REQUIREMENTS: How many of the lines here include "that"? Answer with a single number.

START

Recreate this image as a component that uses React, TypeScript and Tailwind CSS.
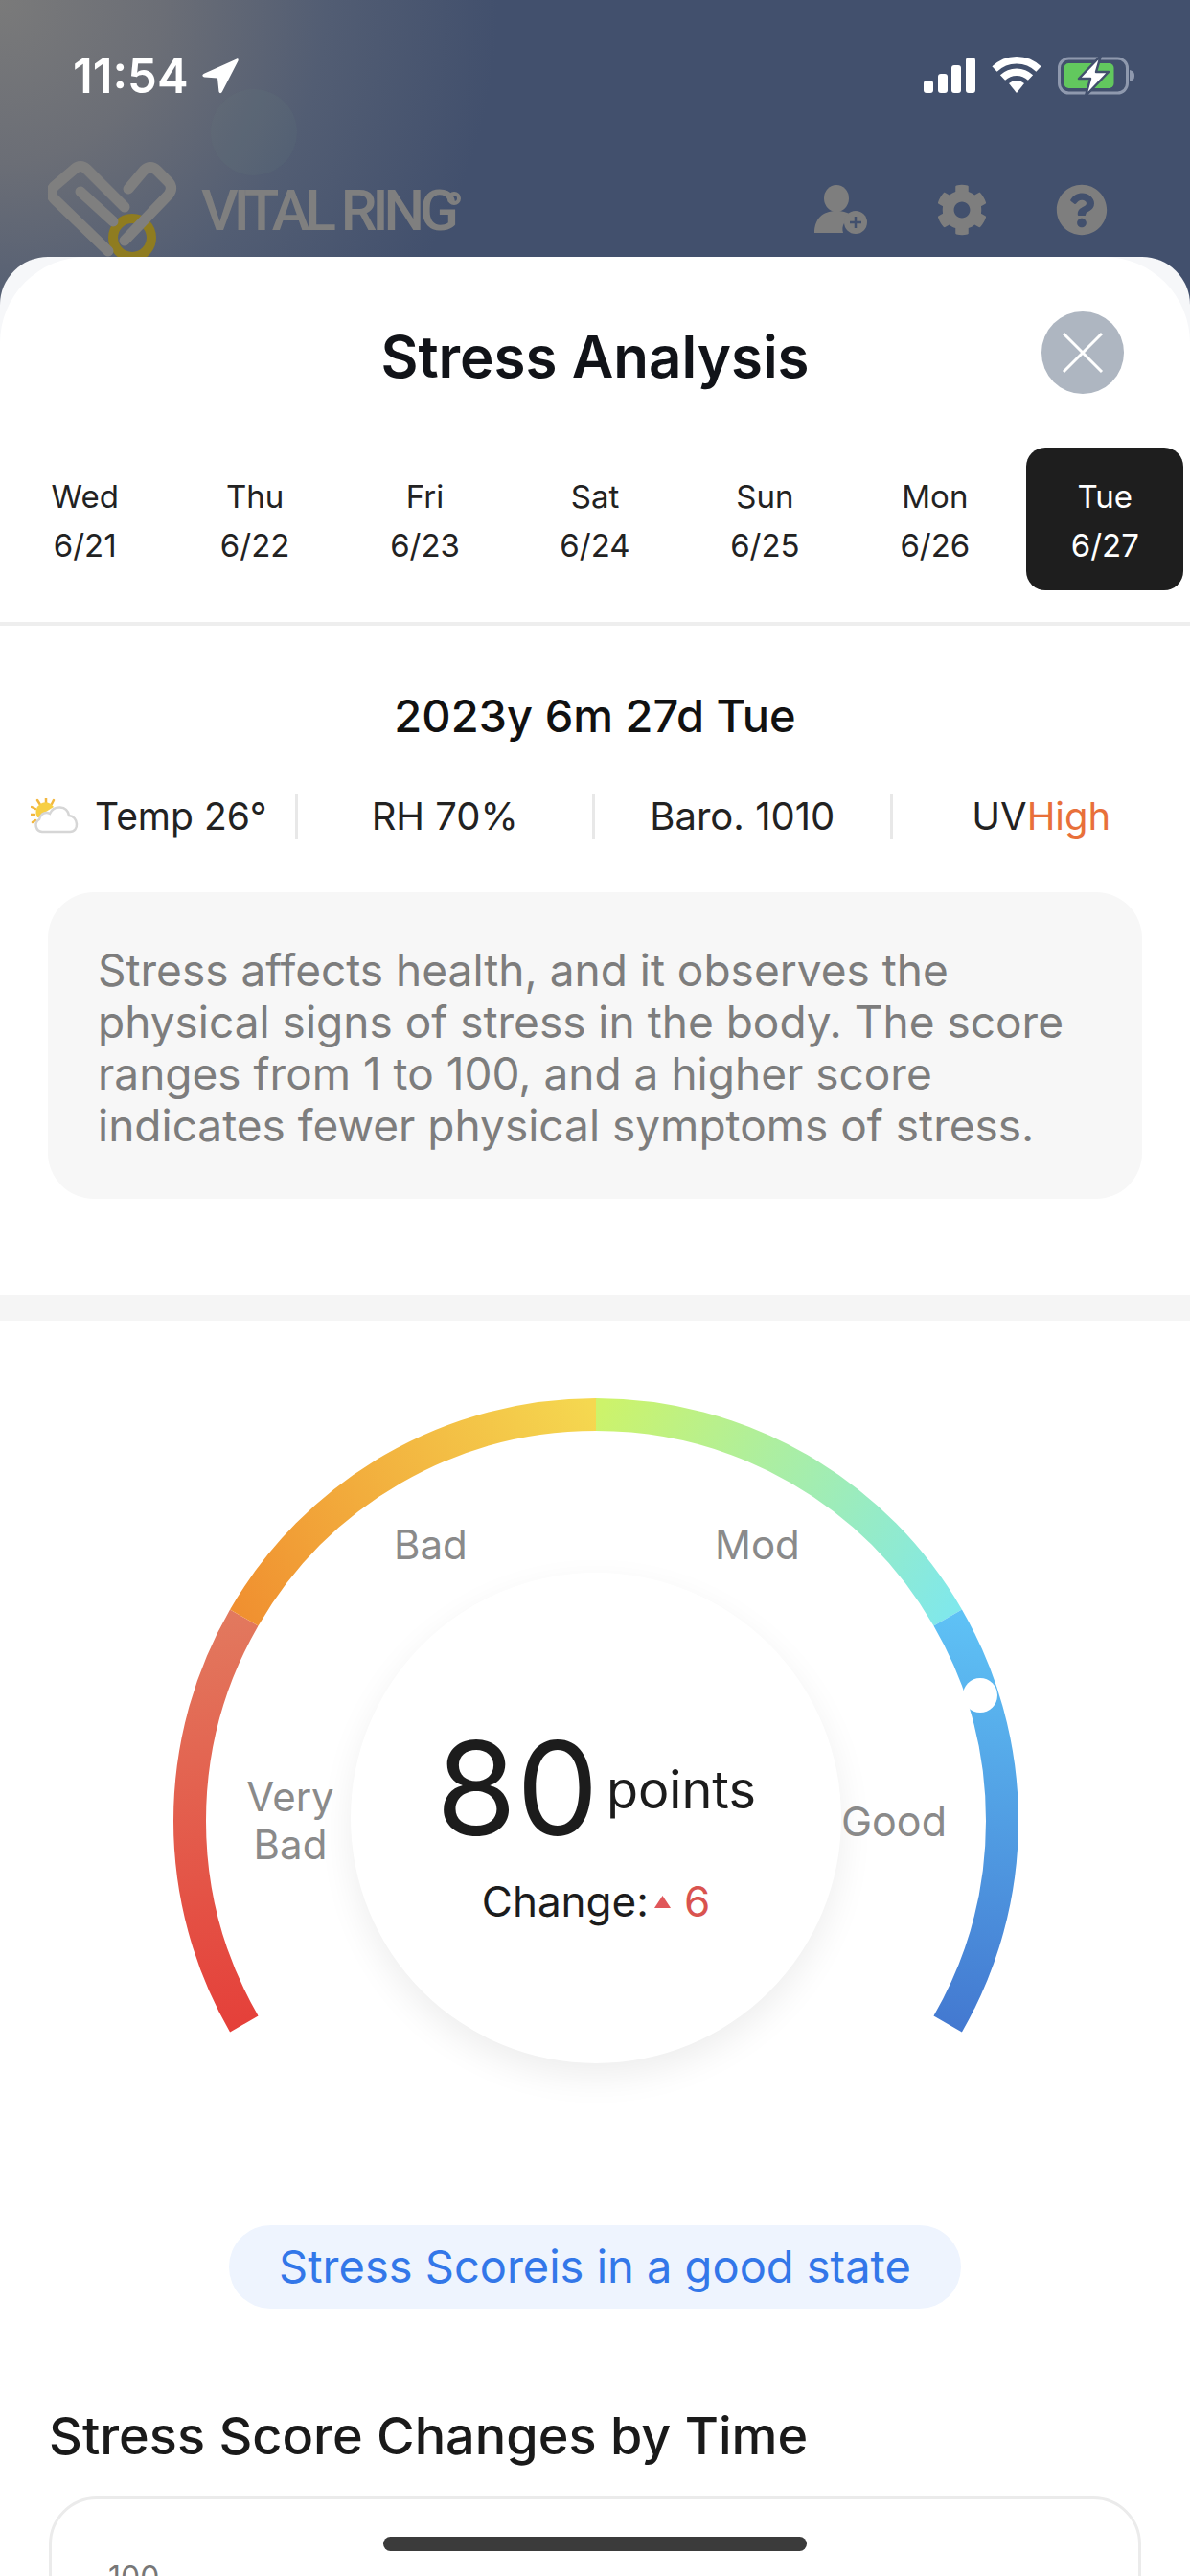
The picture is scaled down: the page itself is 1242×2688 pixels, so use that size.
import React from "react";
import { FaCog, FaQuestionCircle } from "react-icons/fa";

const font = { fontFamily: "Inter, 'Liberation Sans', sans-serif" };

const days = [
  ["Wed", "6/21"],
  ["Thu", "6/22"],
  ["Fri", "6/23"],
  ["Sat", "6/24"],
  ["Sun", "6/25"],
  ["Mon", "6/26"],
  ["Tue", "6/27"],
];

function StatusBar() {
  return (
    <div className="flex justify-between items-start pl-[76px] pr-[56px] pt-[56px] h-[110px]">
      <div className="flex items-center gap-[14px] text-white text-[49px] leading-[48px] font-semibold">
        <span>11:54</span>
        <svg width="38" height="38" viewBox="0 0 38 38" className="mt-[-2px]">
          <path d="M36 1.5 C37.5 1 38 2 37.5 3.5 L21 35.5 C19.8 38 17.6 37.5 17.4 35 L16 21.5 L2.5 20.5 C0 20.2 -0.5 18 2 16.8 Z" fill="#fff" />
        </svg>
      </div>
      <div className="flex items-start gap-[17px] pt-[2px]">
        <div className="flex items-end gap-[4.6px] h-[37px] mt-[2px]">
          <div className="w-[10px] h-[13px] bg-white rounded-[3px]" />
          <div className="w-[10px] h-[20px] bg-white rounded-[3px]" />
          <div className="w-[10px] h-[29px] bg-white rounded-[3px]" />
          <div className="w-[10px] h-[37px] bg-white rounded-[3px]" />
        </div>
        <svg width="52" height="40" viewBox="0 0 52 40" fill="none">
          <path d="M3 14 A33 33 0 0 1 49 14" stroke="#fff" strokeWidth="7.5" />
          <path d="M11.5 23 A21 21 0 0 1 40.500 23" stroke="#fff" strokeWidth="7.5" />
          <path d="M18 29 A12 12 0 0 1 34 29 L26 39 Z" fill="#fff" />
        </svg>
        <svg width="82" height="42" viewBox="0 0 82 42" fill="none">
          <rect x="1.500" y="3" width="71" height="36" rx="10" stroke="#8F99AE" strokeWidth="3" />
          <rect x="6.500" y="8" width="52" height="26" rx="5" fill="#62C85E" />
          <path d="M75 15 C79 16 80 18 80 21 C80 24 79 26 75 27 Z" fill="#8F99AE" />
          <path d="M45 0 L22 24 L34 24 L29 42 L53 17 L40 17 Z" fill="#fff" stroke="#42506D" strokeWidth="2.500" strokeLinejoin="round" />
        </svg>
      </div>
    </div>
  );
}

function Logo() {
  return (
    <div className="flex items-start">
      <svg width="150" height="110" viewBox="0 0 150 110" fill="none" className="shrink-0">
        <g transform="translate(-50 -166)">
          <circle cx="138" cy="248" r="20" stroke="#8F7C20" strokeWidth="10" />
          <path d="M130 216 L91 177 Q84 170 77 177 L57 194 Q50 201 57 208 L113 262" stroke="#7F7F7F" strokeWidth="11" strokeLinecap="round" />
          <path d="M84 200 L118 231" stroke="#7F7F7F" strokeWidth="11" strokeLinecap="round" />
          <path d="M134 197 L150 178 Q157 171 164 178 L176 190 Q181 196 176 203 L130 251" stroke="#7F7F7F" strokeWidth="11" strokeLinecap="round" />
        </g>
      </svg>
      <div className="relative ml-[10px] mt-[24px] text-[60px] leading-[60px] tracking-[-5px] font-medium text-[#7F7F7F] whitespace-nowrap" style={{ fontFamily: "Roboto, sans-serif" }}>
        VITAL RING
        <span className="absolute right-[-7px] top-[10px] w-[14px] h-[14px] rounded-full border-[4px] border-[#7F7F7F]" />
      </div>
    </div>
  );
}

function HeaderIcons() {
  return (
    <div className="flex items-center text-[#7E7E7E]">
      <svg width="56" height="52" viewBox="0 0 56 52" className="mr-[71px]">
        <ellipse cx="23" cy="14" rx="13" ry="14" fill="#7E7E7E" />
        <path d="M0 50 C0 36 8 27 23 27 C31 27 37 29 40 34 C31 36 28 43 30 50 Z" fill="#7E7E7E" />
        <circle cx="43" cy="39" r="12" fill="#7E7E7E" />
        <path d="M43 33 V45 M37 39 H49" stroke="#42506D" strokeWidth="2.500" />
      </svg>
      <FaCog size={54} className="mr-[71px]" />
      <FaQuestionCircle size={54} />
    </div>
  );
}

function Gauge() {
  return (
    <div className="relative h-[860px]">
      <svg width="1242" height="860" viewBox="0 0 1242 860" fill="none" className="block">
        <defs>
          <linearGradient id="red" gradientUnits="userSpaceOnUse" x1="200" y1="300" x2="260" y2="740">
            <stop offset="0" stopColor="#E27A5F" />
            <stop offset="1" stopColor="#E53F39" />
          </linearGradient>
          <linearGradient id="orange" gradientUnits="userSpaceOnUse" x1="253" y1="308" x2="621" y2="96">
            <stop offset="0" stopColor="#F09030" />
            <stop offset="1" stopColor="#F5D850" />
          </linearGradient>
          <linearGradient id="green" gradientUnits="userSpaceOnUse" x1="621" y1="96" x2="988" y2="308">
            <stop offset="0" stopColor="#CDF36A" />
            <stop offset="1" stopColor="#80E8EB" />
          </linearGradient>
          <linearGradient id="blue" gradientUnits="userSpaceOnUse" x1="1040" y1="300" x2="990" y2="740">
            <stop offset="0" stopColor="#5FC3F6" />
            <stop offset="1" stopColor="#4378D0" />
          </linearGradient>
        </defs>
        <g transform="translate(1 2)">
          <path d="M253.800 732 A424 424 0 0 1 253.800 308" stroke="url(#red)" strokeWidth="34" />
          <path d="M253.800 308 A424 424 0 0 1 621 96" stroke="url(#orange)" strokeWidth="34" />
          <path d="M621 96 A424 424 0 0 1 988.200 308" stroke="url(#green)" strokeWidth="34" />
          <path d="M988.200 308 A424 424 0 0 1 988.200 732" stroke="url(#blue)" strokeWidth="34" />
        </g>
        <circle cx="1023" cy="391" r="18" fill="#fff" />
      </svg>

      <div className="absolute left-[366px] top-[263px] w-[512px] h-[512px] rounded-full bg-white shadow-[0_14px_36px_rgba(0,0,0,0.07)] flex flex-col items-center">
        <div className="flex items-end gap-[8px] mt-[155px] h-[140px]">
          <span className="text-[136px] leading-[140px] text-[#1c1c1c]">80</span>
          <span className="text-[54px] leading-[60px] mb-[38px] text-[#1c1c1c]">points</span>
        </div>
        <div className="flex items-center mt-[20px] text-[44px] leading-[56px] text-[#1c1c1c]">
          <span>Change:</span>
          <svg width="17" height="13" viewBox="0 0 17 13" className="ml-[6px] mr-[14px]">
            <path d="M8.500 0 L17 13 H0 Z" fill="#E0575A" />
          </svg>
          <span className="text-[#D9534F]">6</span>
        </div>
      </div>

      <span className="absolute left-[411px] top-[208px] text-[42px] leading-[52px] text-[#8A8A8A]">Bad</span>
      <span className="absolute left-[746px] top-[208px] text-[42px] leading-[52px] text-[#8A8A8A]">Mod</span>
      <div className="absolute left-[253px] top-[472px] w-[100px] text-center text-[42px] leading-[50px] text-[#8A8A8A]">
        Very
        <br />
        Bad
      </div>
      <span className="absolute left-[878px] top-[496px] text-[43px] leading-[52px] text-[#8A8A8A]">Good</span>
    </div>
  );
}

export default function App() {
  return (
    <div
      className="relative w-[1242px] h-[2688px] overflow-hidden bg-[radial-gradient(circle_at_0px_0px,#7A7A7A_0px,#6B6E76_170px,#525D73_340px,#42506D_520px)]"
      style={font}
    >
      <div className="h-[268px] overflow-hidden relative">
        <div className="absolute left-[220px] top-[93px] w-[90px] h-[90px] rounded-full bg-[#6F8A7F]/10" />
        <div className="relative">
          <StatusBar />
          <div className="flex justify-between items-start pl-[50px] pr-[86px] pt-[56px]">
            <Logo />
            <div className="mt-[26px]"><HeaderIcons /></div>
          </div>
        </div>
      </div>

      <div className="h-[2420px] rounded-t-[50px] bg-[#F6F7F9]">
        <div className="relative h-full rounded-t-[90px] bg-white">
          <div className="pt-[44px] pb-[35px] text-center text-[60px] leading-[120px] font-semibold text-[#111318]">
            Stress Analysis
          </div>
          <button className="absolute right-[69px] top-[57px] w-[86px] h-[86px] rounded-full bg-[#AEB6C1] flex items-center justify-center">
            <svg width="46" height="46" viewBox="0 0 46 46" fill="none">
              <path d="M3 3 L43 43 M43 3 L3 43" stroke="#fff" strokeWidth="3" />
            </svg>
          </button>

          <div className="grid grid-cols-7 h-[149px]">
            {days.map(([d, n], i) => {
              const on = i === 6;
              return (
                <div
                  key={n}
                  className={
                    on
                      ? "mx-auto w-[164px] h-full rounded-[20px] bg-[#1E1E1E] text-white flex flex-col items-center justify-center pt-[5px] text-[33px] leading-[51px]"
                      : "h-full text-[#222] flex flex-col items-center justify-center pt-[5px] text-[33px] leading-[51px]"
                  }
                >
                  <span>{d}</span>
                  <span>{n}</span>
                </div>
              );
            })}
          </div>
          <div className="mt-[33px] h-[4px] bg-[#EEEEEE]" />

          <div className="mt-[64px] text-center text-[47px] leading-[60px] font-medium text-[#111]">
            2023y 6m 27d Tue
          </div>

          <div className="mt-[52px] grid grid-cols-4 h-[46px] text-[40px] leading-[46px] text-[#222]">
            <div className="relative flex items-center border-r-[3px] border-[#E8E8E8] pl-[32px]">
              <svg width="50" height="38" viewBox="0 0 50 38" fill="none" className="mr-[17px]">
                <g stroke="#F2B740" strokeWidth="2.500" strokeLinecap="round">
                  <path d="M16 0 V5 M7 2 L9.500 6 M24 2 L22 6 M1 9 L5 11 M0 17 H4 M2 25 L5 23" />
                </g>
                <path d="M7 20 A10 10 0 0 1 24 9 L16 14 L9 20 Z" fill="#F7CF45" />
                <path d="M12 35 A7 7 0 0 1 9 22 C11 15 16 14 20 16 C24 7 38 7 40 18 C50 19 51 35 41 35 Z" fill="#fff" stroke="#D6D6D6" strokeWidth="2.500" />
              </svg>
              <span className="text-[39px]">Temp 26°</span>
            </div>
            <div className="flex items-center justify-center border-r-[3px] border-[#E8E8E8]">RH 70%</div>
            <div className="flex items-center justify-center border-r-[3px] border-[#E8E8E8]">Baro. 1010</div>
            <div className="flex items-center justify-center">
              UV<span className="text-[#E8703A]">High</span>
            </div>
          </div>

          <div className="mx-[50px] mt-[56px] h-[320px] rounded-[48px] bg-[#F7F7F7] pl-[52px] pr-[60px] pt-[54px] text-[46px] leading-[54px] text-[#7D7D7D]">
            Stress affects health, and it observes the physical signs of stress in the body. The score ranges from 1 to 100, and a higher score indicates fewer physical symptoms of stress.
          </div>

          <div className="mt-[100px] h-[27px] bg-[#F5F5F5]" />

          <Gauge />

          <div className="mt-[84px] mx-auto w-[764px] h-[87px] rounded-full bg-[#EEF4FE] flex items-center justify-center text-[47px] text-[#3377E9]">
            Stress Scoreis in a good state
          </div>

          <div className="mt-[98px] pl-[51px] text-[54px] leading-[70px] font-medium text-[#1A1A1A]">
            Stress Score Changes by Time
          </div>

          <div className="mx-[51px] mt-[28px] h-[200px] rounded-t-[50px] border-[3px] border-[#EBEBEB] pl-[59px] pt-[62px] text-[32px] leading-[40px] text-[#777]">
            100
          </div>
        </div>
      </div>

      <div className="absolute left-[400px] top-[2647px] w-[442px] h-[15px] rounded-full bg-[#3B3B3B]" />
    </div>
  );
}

END

CORRECT RESPONSE: 2